Message delivery guarantees
Conductor guarantees at least once message delivery, meaning all messages are persistent and will be delivered to task workers one or more times. In the event of failure, the message will be delivered more than once. This semantic ensures that:
- If a workflow has started, it will run to completion as long as all its tasks are completed.
- If a task worker fails due to restarts, crashes, or other issues, the message will be redelivered to another worker node that is alive and responding.
Task retries
Automatic retries are a key strategy for handling transient task failures. If a task fails to complete, the Conductor server will make the task available for polling again after a given duration.
Retry configuration
You can configure retry behavior for tasks in its task definition. The parameters for defining a task’s retry behavior are:
- Retry count
- Retry logic
- Retry delay seconds
- Backoff scale factor
Parameter | Description | Required/ Optional |
---|---|---|
retryCount | The number of retry attempts if the task fails. Default value is 3. | Optional. |
retryLogic | The policy that determines the retry mechanism for the tasks. Supported values:
| Optional. |
retryDelaySeconds | The time (in seconds) to wait before each retry attempt. This provides time for the task service to recover from any transient failure before it is retried. Default value is 60. Note: The actual duration depends on the retry policy set in retryLogic. | Optional. |
backoffScaleFactor | The value multiplied with retryDelaySeconds to determine the interval for retry. Default value is 1. | Optional. |
Example
// task definition
{
"name": "someTaskDefName",
...
"retryCount": 3,
"retryLogic": "FIXED|EXPONENTIAL_BACKOFF|LINEAR_BACKOFF",
"retryDelaySeconds": 1,
"backoffScaleFactor": 1
}
Example retry behavior
Based on the retry configuration in the above figure, the following sequence of events will occur in the event of a retry:
- Worker (W1) polls the Conductor server for task T1 and receives the task.

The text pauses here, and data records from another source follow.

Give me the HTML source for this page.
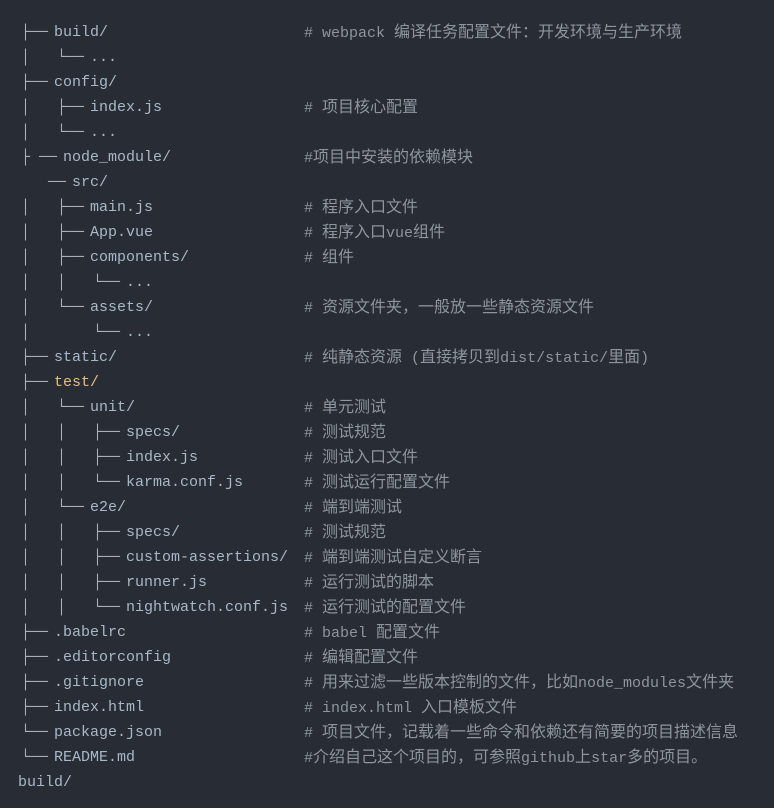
<!DOCTYPE html>
<html><head><meta charset="utf-8"><style>
body{margin:0;width:774px;height:808px;background:#282c34;overflow:hidden;font-family:"Liberation Mono","Noto Sans CJK SC",monospace;font-size:15px;}
.l{position:absolute;white-space:pre;line-height:20px;}
.t{color:#aab1bd;}
.n{color:#a8b8c8;}
.c{color:#8e959f;}
.y{color:#e5c07b;}
.k{font-size:16px;}
</style></head><body>
<div id="w"></div>
<script>
var L=[
["├──",54,"build/","# webpack 编译任务配置文件：开发环境与生产环境"],
["│   └──",90,"...",""],
["├──",54,"config/",""],
["│   ├──",90,"index.js","# 项目核心配置"],
["│   └──",90,"...",""],
["├ ──",63,"node_module/","#项目中安装的依赖模块"],
["   ──",72,"src/",""],
["│   ├──",90,"main.js","# 程序入口文件"],
["│   ├──",90,"App.vue","# 程序入口vue组件"],
["│   ├──",90,"components/","# 组件"],
["│   │   └──",126,"...",""],
["│   └──",90,"assets/","# 资源文件夹，一般放一些静态资源文件"],
["│       └──",126,"...",""],
["├──",54,"static/","# 纯静态资源 (直接拷贝到dist/static/里面)"],
["├──",54,"test/","",1],
["│   └──",90,"unit/","# 单元测试"],
["│   │   ├──",126,"specs/","# 测试规范"],
["│   │   ├──",126,"index.js","# 测试入口文件"],
["│   │   └──",126,"karma.conf.js","# 测试运行配置文件"],
["│   └──",90,"e2e/","# 端到端测试"],
["│   │   ├──",126,"specs/","# 测试规范"],
["│   │   ├──",126,"custom-assertions/","# 端到端测试自定义断言"],
["│   │   ├──",126,"runner.js","# 运行测试的脚本"],
["│   │   └──",126,"nightwatch.conf.js","# 运行测试的配置文件"],
["├──",54,".babelrc","# babel 配置文件"],
["├──",54,".editorconfig","# 编辑配置文件"],
["├──",54,".gitignore","# 用来过滤一些版本控制的文件，比如node_modules文件夹"],
["├──",54,"index.html","# index.html 入口模板文件"],
["└──",54,"package.json","# 项目文件，记载着一些命令和依赖还有简要的项目描述信息"],
["└──",54,"README.md","#介绍自己这个项目的，可参照github上star多的项目。"],
["",18,"build/",""]
];
var h="";
L.forEach(function(r,i){
 var top=23+25*i;
 if(r[0])h+='<div class="l t" style="left:21px;top:'+top+'px">'+r[0]+'</div>';
 h+='<div class="l '+(r[4]?'y':'n')+'" style="left:'+r[1]+'px;top:'+top+'px">'+r[2]+'</div>';
 if(r[3]){var c=r[3].replace(/([\u3000-\u9fff\uff00-\uffef]+)/g,'<span class="k">$1</span>');
 h+='<div class="l c" style="left:304px;top:'+top+'px">'+c+'</div>';}
});
document.getElementById("w").innerHTML=h;
</script>
</body></html>
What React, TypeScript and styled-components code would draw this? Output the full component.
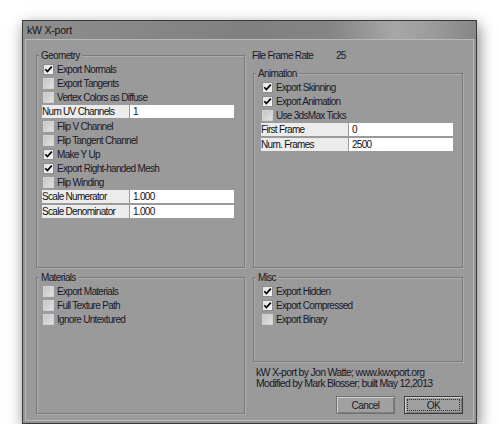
import React from 'react';
import styled, { createGlobalStyle } from 'styled-components';

const GlobalStyle = createGlobalStyle`
    html, body {
        margin: 0;
        padding: 0;
        background: #ffffff;
    }
    body {
        font-family: "Liberation Sans", Arial, sans-serif;
        color: #181826;
    }
`;

const Page = styled.div`
    padding: 20px 0 0 22px;
`;

const Window = styled.div`
    box-sizing: border-box;
    display: flex;
    flex-direction: column;
    width: 455px;
    height: 404px;
    padding: 0 2px 2px;
    background: #939393;
    border: 1px solid #3a3a3a;
    box-shadow: 2px 5px 14px rgba(0, 0, 0, 0.5);
`;

const TitleBar = styled.div`
    flex: none;
    display: flex;
    align-items: center;
    height: 18px;
    margin: 0 -2px;
    padding-left: 4px;
    background: linear-gradient(
        90deg,
        #8e8e8e 0%,
        #808080 50%,
        #858585 68%,
        #a7a7a7 82%,
        #9c9c9c 90%,
        #868686 100%
    );
    font-size: 10.5px;
    letter-spacing: -0.2px;
    color: #141414;
`;

const Client = styled.div`
    flex: 1;
    display: grid;
    grid-template-columns: 209px 210px;
    grid-template-rows: 219px 1fr;
    column-gap: 8px;
    row-gap: 9px;
    padding: 9px 10px 6px;
    background: #9a9a9a;
    border: 1px solid #b9b9b9;
`;

const Column = styled.div`
    display: flex;
    flex-direction: column;
    min-height: 0;
`;

const Group = styled.div<{ $pad: number; $top?: number; $height?: number }>`
    position: relative;
    box-sizing: border-box;
    display: flex;
    flex-direction: column;
    flex: ${(p) => (p.$height ? 'none' : '1')};
    height: ${(p) => (p.$height ? `${p.$height}px` : 'auto')};
    margin-top: ${(p) => p.$top ?? 0}px;
    padding: 6px 0 0 ${(p) => p.$pad}px;
    border: 1px solid #7a7a7a;
    box-shadow: inset 1px 1px 0 #adadad, 1px 1px 0 #adadad;
`;

const GroupTitle = styled.span`
    position: absolute;
    top: -6px;
    left: 2px;
    padding: 0 2px;
    background: #9a9a9a;
    font-size: 10px;
    letter-spacing: -0.65px;
    line-height: 11px;
`;

const CheckRow = styled.label`
    display: flex;
    align-items: center;
    gap: 3px;
    height: 14px;
    margin-left: 1px;
    font-size: 10px;
    letter-spacing: -0.7px;
    white-space: nowrap;
`;

const Box = styled.span<{ $checked: boolean }>`
    box-sizing: border-box;
    display: flex;
    align-items: center;
    justify-content: center;
    width: 11px;
    height: 11px;
    border: 1px solid ${(p) => (p.$checked ? '#8c8c8c' : '#d2d2d2')};
    background: ${(p) =>
        p.$checked
            ? 'linear-gradient(135deg, #e4e4e4, #f6f6f6)'
            : 'linear-gradient(135deg, #c4c4c4, #e2e2e2)'};
`;

const FieldRow = styled.div`
    display: flex;
    gap: 1px;
    width: 192px;
    height: 13px;
    margin: 1px 0;
    font-size: 10px;
    letter-spacing: -0.7px;
    line-height: 13px;
    color: #111111;
`;

const FieldLabel = styled.span`
    width: 87px;
    flex: none;
    background: #ececec;
    white-space: nowrap;
`;

const FieldValue = styled.span`
    flex: 1;
    padding-left: 3px;
    background: #ffffff;
`;

const FrameRate = styled.div`
    display: flex;
    align-items: center;
    height: 12px;
    margin-left: -1px;
    font-size: 10px;
    letter-spacing: -0.7px;
`;

const FrameRateLabel = styled.span`
    width: 84px;
`;

const Credits = styled.div`
    margin-top: 5px;
    padding-left: 3px;
    font-size: 10.5px;
    letter-spacing: -0.7px;
    line-height: 10.5px;
`;

const Buttons = styled.div`
    display: flex;
    justify-content: flex-end;
    gap: 9px;
    margin-top: 8px;
`;

const Button = styled.button<{ $default?: boolean }>`
    box-sizing: border-box;
    display: flex;
    width: 59px;
    height: 18px;
    padding: 2px;
    background: #a0a0a0;
    border: 1px solid ${(p) => (p.$default ? '#3c3c3c' : '#737373')};
    box-shadow: inset 1px 1px 0 #d0d0d0, inset -1px -1px 0 #7c7c7c;
    font-family: "Liberation Sans", Arial, sans-serif;
    font-size: 10px;
    letter-spacing: -0.5px;
    color: #181826;
`;

const ButtonFace = styled.span<{ $focused?: boolean }>`
    flex: 1;
    display: flex;
    align-items: center;
    justify-content: center;
    border: 1px dotted ${(p) => (p.$focused ? '#2a2a2a' : 'transparent')};
`;

const Check: React.FC<{ label: string; checked?: boolean }> = ({ label, checked = false }) => (
    <CheckRow>
        <Box $checked={checked}>
            {checked && (
                <svg width="9" height="9" viewBox="0 0 9 9">
                    <path d="M1.3 4.3 L3.4 6.6 L7.8 1.6" fill="none" stroke="#000" strokeWidth="1.7" />
                </svg>
            )}
        </Box>
        {label}
    </CheckRow>
);

const Field: React.FC<{ label: string; value: string }> = ({ label, value }) => (
    <FieldRow>
        <FieldLabel>{label}</FieldLabel>
        <FieldValue>{value}</FieldValue>
    </FieldRow>
);

const App: React.FC = () => {
    return (
        <>
            <GlobalStyle />
            <Page>
                <Window>
                    <TitleBar>kW X-port</TitleBar>
                    <Client>
                        <Column>
                            <Group $pad={5} $top={6}>
                                <GroupTitle>Geometry</GroupTitle>
                                <Check label="Export Normals" checked />
                                <Check label="Export Tangents" />
                                <Check label="Vertex Colors as Diffuse" />
                                <Field label="Num UV Channels" value="1" />
                                <Check label="Flip V Channel" />
                                <Check label="Flip Tangent Channel" />
                                <Check label="Make Y Up" checked />
                                <Check label="Export Right-handed Mesh" checked />
                                <Check label="Flip Winding" />
                                <Field label="Scale Numerator" value="1.000" />
                                <Field label="Scale Denominator" value="1.000" />
                            </Group>
                        </Column>

                        <Column>
                            <FrameRate>
                                <FrameRateLabel>File Frame Rate</FrameRateLabel>
                                25
                            </FrameRate>
                            <Group $pad={7} $top={12}>
                                <GroupTitle>Animation</GroupTitle>
                                <Check label="Export Skinning" checked />
                                <Check label="Export Animation" checked />
                                <Check label="Use 3dsMax Ticks" />
                                <Field label="First Frame" value="0" />
                                <Field label="Num. Frames" value="2500" />
                            </Group>
                        </Column>

                        <Column>
                            <Group $pad={5}>
                                <GroupTitle>Materials</GroupTitle>
                                <Check label="Export Materials" />
                                <Check label="Full Texture Path" />
                                <Check label="Ignore Untextured" />
                            </Group>
                        </Column>

                        <Column>
                            <Group $pad={7} $height={85}>
                                <GroupTitle>Misc</GroupTitle>
                                <Check label="Export Hidden" checked />
                                <Check label="Export Compressed" checked />
                                <Check label="Export Binary" />
                            </Group>
                            <Credits>
                                kW X-port by Jon Watte; www.kwxport.org
                                <br />
                                Modified by Mark Blosser; built May 12,2013
                            </Credits>
                            <Buttons>
                                <Button>
                                    <ButtonFace>Cancel</ButtonFace>
                                </Button>
                                <Button $default>
                                    <ButtonFace $focused>OK</ButtonFace>
                                </Button>
                            </Buttons>
                        </Column>
                    </Client>
                </Window>
            </Page>
        </>
    );
};

export default App;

- After processing the task, the worker determines that the task execution is a failure and reports to the server with a
FAILED
status after 10 seconds. - The server will persist this failed execution of T1.
- A new task T1 execution is created and scheduled for polling. Based on the retry configuration, the task will be available for polling after 5 seconds
Task timeouts
A task timeout can occur if:
- There are no workers available for a given task type. This could be due to longer-than-expected system downtime or a system misconfiguration.
- The worker receives the message but dies before completely processing the task, so the task never reaches completion.
- The worker has completed the task but could not communicate with the Conductor server due to network failures, the server being down, or other issues.
Timeout configuration
You can configure timeout behavior for tasks in its task definition to handle the various abovementioned cases. The parameters for a task’s timeout behavior are:
- Poll timeout seconds
- Response timeout seconds
- Timeout seconds
- Timeout policy
Parameter | Description | Required/ Optional |
---|---|---|
pollTimeoutSeconds | The maximum duration in seconds that a worker has to poll a task before it gets marked as TIMED_OUT . When configured with a value > 0, Conductor will wait for the task to be picked up by a worker. Useful for detecting a backlogged task queue with insufficient workers. Default value is 3600. | Optional. |
responseTimeoutSeconds | The maximum duration in seconds that a worker has to respond to the server with a status update before it gets marked as TIMED_OUT . When configured with a value > 0, Conductor will wait for the worker to return a status update, starting from when the task was picked up. If a task requires more time to complete, the worker can respond with the IN_PROGRESS status. Default value is 600. | Optional. |
timeoutSeconds | The maximum duration in seconds for the task to reach a terminal state before it gets marked as TIMED_OUT . When configured with a value > 0, Conductor will wait for the task to complete, starting from when the task was picked up. Useful for governing the overall SLA for completion. Default value is 3600. | Required. |
timeoutPolicy | The policy for handling timeout. Supported values:
| Optional. |
To configure tasks that never timeout, set timeOutSeconds
and pollTimeoutSeconds
to 0.
Example
// task definition
{
"name": "someTaskDefName",
...
"retryCount": 3,
"retryLogic": "FIXED|EXPONENTIAL_BACKOFF|LINEAR_BACKOFF",
"retryDelaySeconds": 1,
"backoffScaleFactor": 1
}